Do I need make self.hook=True somewhere?
This is my current network

class Net(nn.Module):
    def __init__(self):
        super().__init__()
        self.conv1 = nn.Conv2d(in_channels=3, out_channels=32, kernel_size=5, stride=1, padding=2)
        self.relu=nn.ReLU()
        self.pool = nn.MaxPool2d(2, 2)
        self.fc1 = nn.Linear(8192, 10)
        np.random.seed(1)
        self.fc1.weight.data = torch.FloatTensor(1e-3 * np.random.randn(8192, 10)).T
        np.random.seed(2)
        self.fc1.bias.data = torch.FloatTensor(np.zeros(10))

        np.random.seed(3)
        self.conv1.weight.data = torch.FloatTensor(1e-3 * np.random.randn(32, 3, 5, 5))
        self.conv1.bias.data = torch.FloatTensor(np.zeros(32))
        
        self.register_hook = False
        self.hook = {'conv1':[], 'relu':[], 'pool':[],'fc1':[]}

    def hook_fn(self, grad, name):
        self.hook[name].append(grad)
    def reset_hook(self):
        self.hook = {'conv1':[], 'relu':[],'pool':[], 'fc1':[]}

    def forward(self, x):
        step1 = self.conv1(x)
        step2 = self.relu(step1)
        step3 = self.pool(step2)
        step3_flatten=step3.reshape(len(x),-1)
        step4 = self.fc1(step3_flatten)

        if self.register_hook:
            step1.register_hook(lambda grad: self.hook_fn(grad=grad, name='step1'))
            step1.retain_grad()

            step2.register_hook(lambda grad: self.hook_fn(grad=grad, name='step2'))
            step2.retain_grad()

            step3.register_hook(lambda grad: self.hook_fn(grad=grad, name='step3'))
            step3.retain_grad()

            step4.register_hook(lambda grad: self.hook_fn(grad=grad, name='step4'))
            step4.retain_grad()
        return step4

the reason to have the register_hook is to stop hook when needed. but you may set it to be True as default, and access the gradients by net.hook

Thanks. I will set self.register_hook = True.
Can I access the gradients with net.hook or it would require other syntax?

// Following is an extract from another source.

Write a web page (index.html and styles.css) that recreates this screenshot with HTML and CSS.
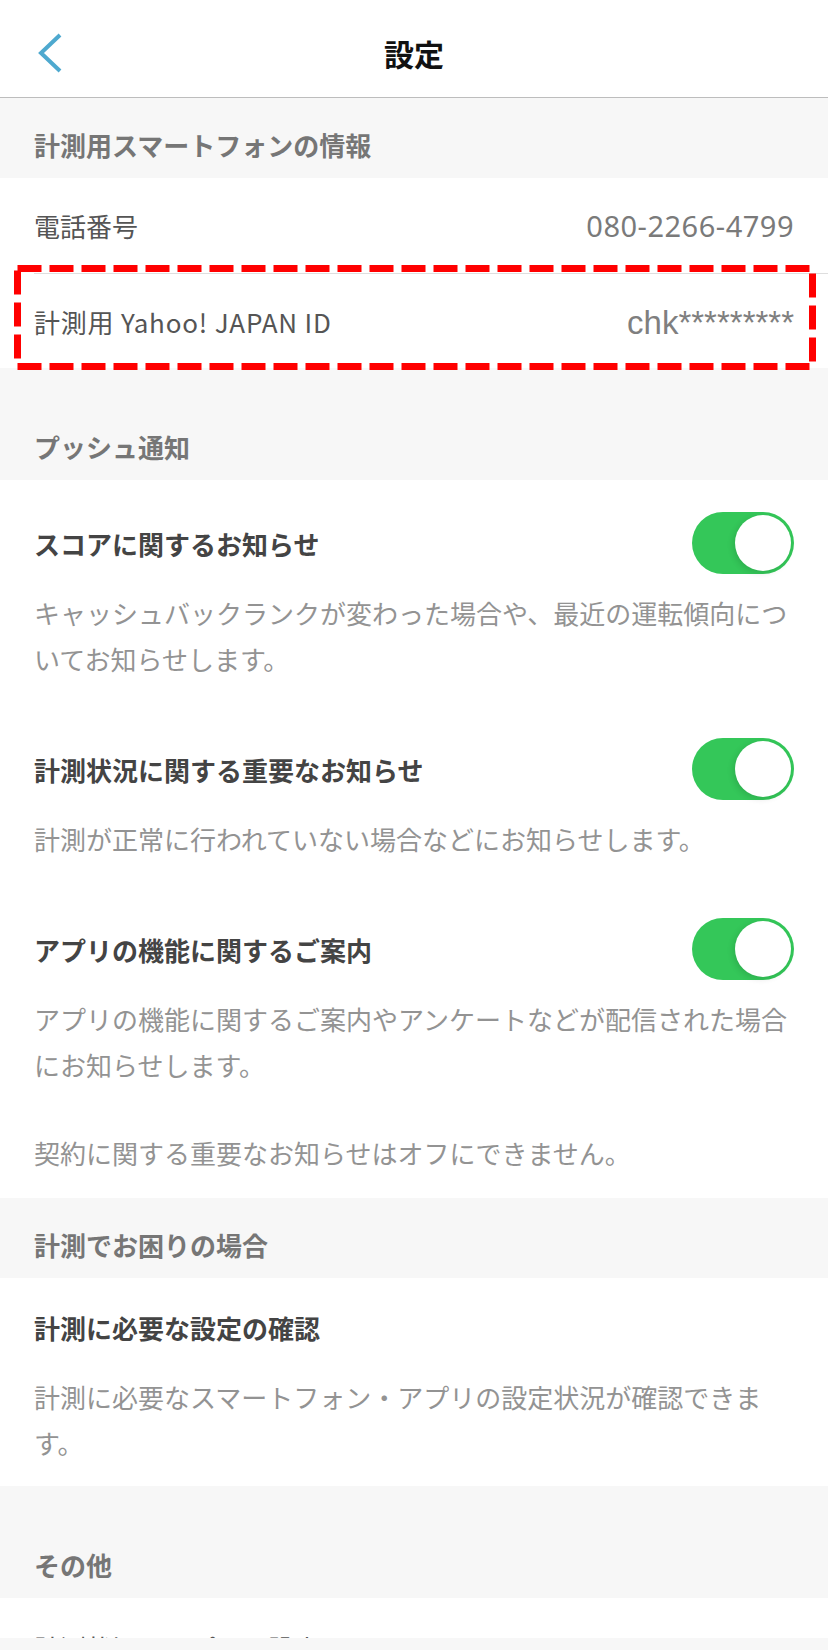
FILE: index.html
```html
<!DOCTYPE html>
<html lang="ja">
<head>
  <meta charset="UTF-8" />
  <meta name="viewport" content="width=device-width, initial-scale=1.0"/>
  <title>設定</title>
  <link rel="stylesheet" href="styles.css">
</head>
<body>

  <div class="screen">
    <header class="nav">
      <button class="nav-back" aria-label="戻る">
        <svg width="26" height="40" viewBox="0 0 26 40"><path d="M22 2 L3 20 L22 38" fill="none" stroke="#4ea9cf" stroke-width="4"/></svg>
      </button>
      <h1 class="nav-title">設定</h1>
      <span></span>
    </header>

    <div class="section-title">計測用スマートフォンの情報</div>
    <div class="info-list">
      <div class="info-row">
        <span class="info-label">電話番号</span>
        <span class="info-value">080-2266-4799</span>
      </div>
      <div class="info-row">
        <span class="info-label latin">計測用 Yahoo! JAPAN ID</span>
        <span class="info-value masked">chk*********</span>
        <svg class="highlight" width="802" height="105" viewBox="0 0 802 105">
          <rect x="3.5" y="3.5" width="795" height="98" fill="none" stroke="#ff0000" stroke-width="7" stroke-dasharray="24 8"/>
        </svg>
      </div>
    </div>

    <div class="section-title spaced">プッシュ通知</div>
    <div class="block notify">
      <div class="item">
        <div class="item-head">
          <span class="item-title">スコアに関するお知らせ</span>
          <span class="toggle on"></span>
        </div>
        <p class="item-desc">キャッシュバックランクが変わった場合や、最近の運転傾向についてお知らせします。</p>
      </div>
      <div class="item">
        <div class="item-head">
          <span class="item-title">計測状況に関する重要なお知らせ</span>
          <span class="toggle on"></span>
        </div>
        <p class="item-desc">計測が正常に行われていない場合などにお知らせします。</p>
      </div>
      <div class="item">
        <div class="item-head">
          <span class="item-title">アプリの機能に関するご案内</span>
          <span class="toggle on"></span>
        </div>
        <p class="item-desc">アプリの機能に関するご案内やアンケートなどが配信された場合にお知らせします。</p>
      </div>
      <p class="item-desc note">契約に関する重要なお知らせはオフにできません。</p>
    </div>

    <div class="section-title">計測でお困りの場合</div>
    <div class="block">
      <div class="item">
        <div class="item-head">
          <span class="item-title">計測に必要な設定の確認</span>
        </div>
        <p class="item-desc">計測に必要なスマートフォン・アプリの設定状況が確認できます。</p>
      </div>
    </div>

    <div class="section-title spaced">その他</div>
    <div class="block">
      <div class="item">
        <div class="item-head">
          <span class="info-label">計測状況とアプリの設定</span>
        </div>
      </div>
    </div>
  </div>

</body>
</html>
```

FILE: styles.css
```css
:root {
  --gray-bg: #f7f7f7;
  --green: #34c759;
  --line: #dedede;
}
* {
  box-sizing: border-box;
  margin: 0;
  padding: 0;
}
html, body {
  font-family: "Noto Sans CJK JP", sans-serif;
  width: 100%;
}
body {
  background: var(--gray-bg);
}
.screen {
  height: 1638px;
  overflow: hidden;
  background: var(--gray-bg);
}

/* top bar */
.nav {
  height: 98px;
  padding-top: 8px;
  background: #fff;
  border-bottom: 1px solid #bdbdbd;
  display: grid;
  grid-template-columns: 120px 1fr 120px;
  align-items: center;
}
.nav-back {
  background: none;
  border: none;
  padding-left: 38px;
  display: flex;
  align-items: center;
}
.nav-title {
  text-align: center;
  font-size: 30px;
  font-weight: bold;
  line-height: 1;
  color: #111;
}

/* grey section headings */
.section-title {
  padding: 29px 34px 15px;
  font-size: 26px;
  line-height: 36px;
  font-weight: bold;
  color: #767676;
}
.section-title.spaced {
  padding-top: 61px;
}

/* key / value rows */
.info-list {
  background: #fff;
  padding-left: 34px;
}
.info-row {
  position: relative;
  min-height: 95px;
  padding-right: 34px;
  display: flex;
  align-items: center;
  justify-content: space-between;
}
.info-row + .info-row {
  border-top: 1px solid var(--line);
}
.info-label {
  font-size: 26px;
  color: #555;
}
.info-label.latin {
  letter-spacing: 0.8px;
}
.info-value {
  font-family: "Noto Sans", "Noto Sans CJK JP", sans-serif;
  font-size: 29px;
  letter-spacing: 0.5px;
  color: #7a7a7a;
}
.info-value.masked {
  font-family: "Liberation Sans", sans-serif;
  font-size: 33px;
  letter-spacing: 0;
  color: #7f7f7f;
  padding-top: 4px;
}
.highlight {
  position: absolute;
  left: -20px;
  top: -9px;
}

/* white blocks with items */
.block {
  background: #fff;
  padding: 18px 34px 20px;
}
.block.notify {
  padding: 32px 34px 22px;
}
.item + .item {
  margin-top: 56px;
}
.item-head {
  min-height: 62px;
  display: flex;
  align-items: center;
  justify-content: space-between;
}
.item-title {
  font-size: 26px;
  font-weight: bold;
  color: #444;
}
.item-desc {
  margin-top: 16px;
  font-size: 26px;
  line-height: 46px;
  color: #939393;
}
.item-desc.note {
  margin-top: 42px;
}

/* switch */
.toggle {
  position: relative;
  width: 102px;
  height: 62px;
  border-radius: 31px;
  background: #e5e5ea;
  flex-shrink: 0;
}
.toggle.on {
  background: var(--green);
}
.toggle::after {
  content: "";
  position: absolute;
  top: 3px;
  left: 3px;
  width: 56px;
  height: 56px;
  border-radius: 50%;
  background: #fff;
  box-shadow: -2px 2px 6px rgba(0, 0, 0, 0.12);
}
.toggle.on::after {
  left: 43px;
}
```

net.hook is a dictionary, so just access the gradients of the layers by the keys. e.g. net.hook['conv1'] which is a list of gradients after each forward/backward pass

Hi Kevy,
Is the dictionary storing the gradient values one step ahead? It looks a little out of sync when I compare against my numpy implementation.

it stores the gradient after each backward pass. so shouldn’t be out of sync. it hooks after each forward pass. You can double check by setting the parameters to be zero, you should get zero grads for that iteration.